Thursday, April 25, 2024

The neighborhood’s Maria L. Baldwin School was known as the Agassiz School until 2002. (Photo: Marc Levy)

The Baldwin Neighborhood, named for black educator Maria Baldwin, will join a dozen others on the Cambridge map by wiping away the Agassiz Neighborhood name, city councillors affirmed in a 9-0 vote Monday.

The effort to change the neighborhood’s name began almost two years ago with Maya Counter, a resident of the neighborhood who is now attending Harvard College. Counter presented her research and proposal to her neighborhood council and then to the City Council in February 2020, drawing support for erasing the name of a eugenicist in favor of a groundbreaking educator and woman of color.

That work finished at the council’s sole summer meeting.

Maria Baldwin, circa 1885. (Photo: Library of Congress)

“In a country built on the foundation of white supremacy, we must be critical and proactive about what and who deserves to represent our shared current values. We live in a diverse community – a reality that Agassiz fought hard against, and the same kind of community that Baldwin worked hard for,” Counter said Monday in public comment to the council.

“To the people that hate to see the Agassiz name go, there are still myriad towns, streets, glaciers, lakes, mountains, buildings, etc., named after him. And as a Harvard student, I can tell you that there’s a lot of him on campus. History can never change,” Counter said.

Vocal opponents to the name change came down to a single resident of the neighborhood, Fred Meyer, whose letters to the editor and public testimony at meetings said the process was flawed. “I don’t want people to feel that they have been led by a biased Agassiz Neighborhood Council, which most people in the neighborhood have never heard of,” Mayer said.

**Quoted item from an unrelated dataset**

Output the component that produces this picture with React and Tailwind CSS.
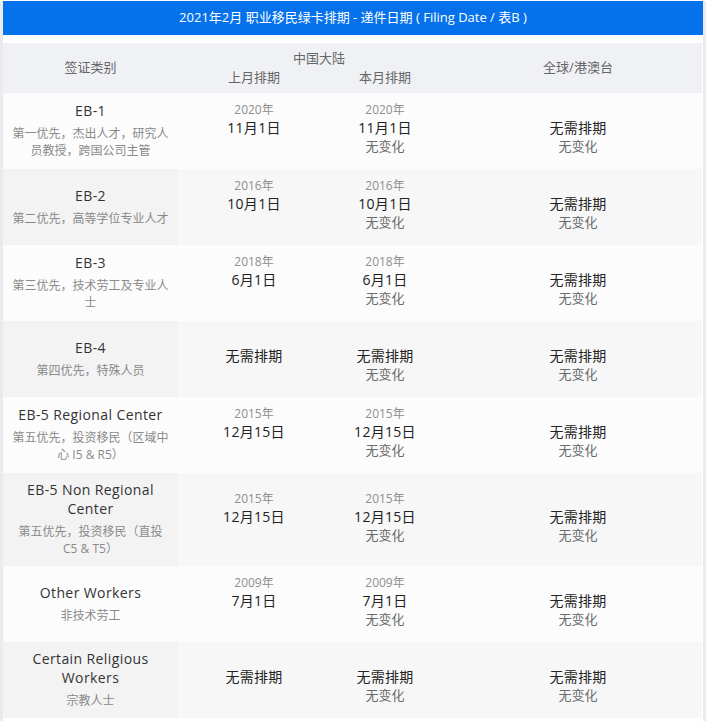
import React from "react";

const rows = [
  {
    title: ["EB-1"],
    sub: "第一优先，杰出人才，研究人员教授，跨国公司主管",
    prev: ["2020年", "11月1日"],
    cur: ["2020年", "11月1日"],
    striped: false,
  },
  {
    title: ["EB-2"],
    sub: "第二优先，高等学位专业人才",
    prev: ["2016年", "10月1日"],
    cur: ["2016年", "10月1日"],
    striped: true,
  },
  {
    title: ["EB-3"],
    sub: "第三优先，技术劳工及专业人士",
    prev: ["2018年", "6月1日"],
    cur: ["2018年", "6月1日"],
    striped: false,
  },
  {
    title: ["EB-4"],
    sub: "第四优先，特殊人员",
    prev: null,
    cur: null,
    striped: true,
  },
  {
    title: ["EB-5 Regional Center"],
    sub: "第五优先，投资移民（区域中心 I5 & R5）",
    prev: ["2015年", "12月15日"],
    cur: ["2015年", "12月15日"],
    striped: false,
  },
  {
    title: ["EB-5 Non Regional Center"],
    sub: "第五优先，投资移民（直投 C5 & T5）",
    prev: ["2015年", "12月15日"],
    cur: ["2015年", "12月15日"],
    striped: true,
  },
  {
    title: ["Other Workers"],
    sub: "非技术劳工",
    prev: ["2009年", "7月1日"],
    cur: ["2009年", "7月1日"],
    striped: false,
  },
  {
    title: ["Certain Religious Workers"],
    sub: "宗教人士",
    prev: null,
    cur: null,
    striped: true,
  },
];

function DataCell({ year, date, change, extra = "" }) {
  return (
    <div className={`flex flex-col items-center justify-center pb-[6px] ${extra}`}>
      <div className="h-[18px] leading-[18px] text-[12px] text-[#8f8f8f]">{year}</div>
      <div className="h-[18px] leading-[18px] text-[14px] text-[#222] tracking-[0.3px]">{date}</div>
      <div className="h-[18px] leading-[18px] text-[13px] text-[#6a6a6a]">{change}</div>
    </div>
  );
}

export default function App() {
  return (
    <div className="w-[706px] h-[721px] bg-white border-l-[3px] border-r-[3px] border-[#ebebeb] font-[family-name:Open_Sans,Noto_Sans_CJK_SC,sans-serif]">
      <div className="mt-[1px] h-[34px] bg-[#0572ec] text-white text-[13px] flex items-center justify-center">
        2021年2月 职业移民绿卡排期 - 递件日期 ( Filing Date / 表B )
      </div>
      <div className="mt-[8px] mr-[1px]">
        <div className="grid grid-cols-[175px_152px_130px_1fr] h-[50px] bg-[#f0f1f5] text-[13px] text-[#666]">
          <div className="flex items-center justify-center">签证类别</div>
          <div className="col-span-2 flex flex-col justify-center">
            <div className="text-center leading-[19px]">中国大陆</div>
            <div className="grid grid-cols-[152px_130px] leading-[19px]">
              <div className="text-center">上月排期</div>
              <div className="text-center pr-[20px]">本月排期</div>
            </div>
          </div>
          <div className="flex items-center justify-center pr-[6px]">全球/港澳台</div>
        </div>
        {rows.map((r, i) => (
          <div
            key={i}
            className={`grid grid-cols-[175px_152px_130px_1fr] min-h-[76px] ${
              r.striped ? "bg-[#f7f7f7]" : "bg-[#fcfcfc]"
            }`}
          >
            <div
              className={`flex flex-col items-center justify-center text-center px-[8px] pt-[7px] pb-[9px] ${
                r.striped ? "bg-[#f3f3f3]" : ""
              }`}
            >
              <div className="text-[14px] leading-[19px] text-[#333] mb-[5px] tracking-[0.4px]">{r.title}</div>
              <div className="text-[12px] leading-[17px] text-[#8a8a8a]">{r.sub}</div>
            </div>
            {r.prev ? (
              <DataCell year={r.prev[0]} date={r.prev[1]} change="" />
            ) : (
              <DataCell year="" date="无需排期" change="" />
            )}
            {r.cur ? (
              <DataCell year={r.cur[0]} date={r.cur[1]} change="无变化" extra="pr-[20px]" />
            ) : (
              <DataCell year="" date="无需排期" change="无变化" extra="pr-[20px]" />
            )}
            <DataCell year="" date="无需排期" change="无变化" extra="pr-[6px]" />
          </div>
        ))}
      </div>
    </div>
  );
}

But while Meyer said he knew of others who shared his concerns and wanted more options beyond the Baldwin name – that he heard it “over and over” – no one joined his campaign.

Fred Meyer speaks June 28 to the City Council about a neighborhood renaming process. (Photo: Marc Levy)

Swiss-born scientist Louis Agassiz is famous for founding Harvard’s Museum of Comparative Zoology but infamous for promulgating racist notions. He believed in polygenism, the idea that human races are of different origins, and that whites were intellectually superior to other races. He died in 1873.

A quarter-century later, Maria L. Baldwin became the first black female school principal in the Northeast – “the most distinguished position achieved by a person of negro descent in the teaching world of America,” W.E.B. Du Bois said in 1917. The School Committee voted in 2002 to rename the neighborhood’s Agassiz elementary school to the Baldwin School for the same reasons as Counter and many supporters cite: to honor Baldwin’s achievements and shake off the taint of the Agassiz name.

Neighborhood process

Counter and the neighborhood council ran an engagement process and survey to gauge support for the name change and potential new honor for Baldwin.

It wasn’t robust enough for Meyer, who hoped a variety of name change options would appear on the Nov. 2 ballot, and councillor Patty Nolan delayed a vote on the change on the June 28 council meeting agenda “because it became clear that many residents of the neighborhood were taken off guard that the council was about to vote on changing the name … the city could and should have done a better job of outreach to the neighborhood.”

That lack of outreach from City Hall was partially by design, said councillor E. Denise Simmons, who has worked with Counter on the project.

“If you did not see as much hands-on work as you might have wanted through the city, please understand that [we] wanted this to be done where it started, which was in the neighborhood,” Simmons said.

More changes coming

A Committee on City Art, Monuments and Markers led by Simmons is nearing a report that includes a look at whether historical namesakes citywide engaged in “shameful acts” such as enslaving people or toxic intellectual explorations such as Agassiz’s, Simmons said.

Nolan said she looked forward to the report. “This will not be the last neighborhood street or building to get renamed. I know our colleague has been working on many other things to be renamed, and I’m totally on board and thrilled with that effort,” Nolan said.

The prior neighborhood name change was in 2015, as Area IV became “The Port.” There too, race played a role, as residents believed the term “Area IV” was a police designation oppressing a center of black and brown life in the city. (The designation was created by the city to facilitate analysis of the then upcoming 1940 U.S. Census; the city still has an Area II, home to much of the Massachusetts Institute of Technology campus.) The change was made official by the council after several rounds of community solicitation. In that situation too, not everyone felt the process had been inclusive enough, said Lee Farris, a resident of The Port who is active in civic affairs.

Baldwin may get a third point of recognition at the Central Square branch library, where a task force will consider a renaming to The Maria Baldwin and Rep. John Lewis Library and Center for African American/Black History and Culture.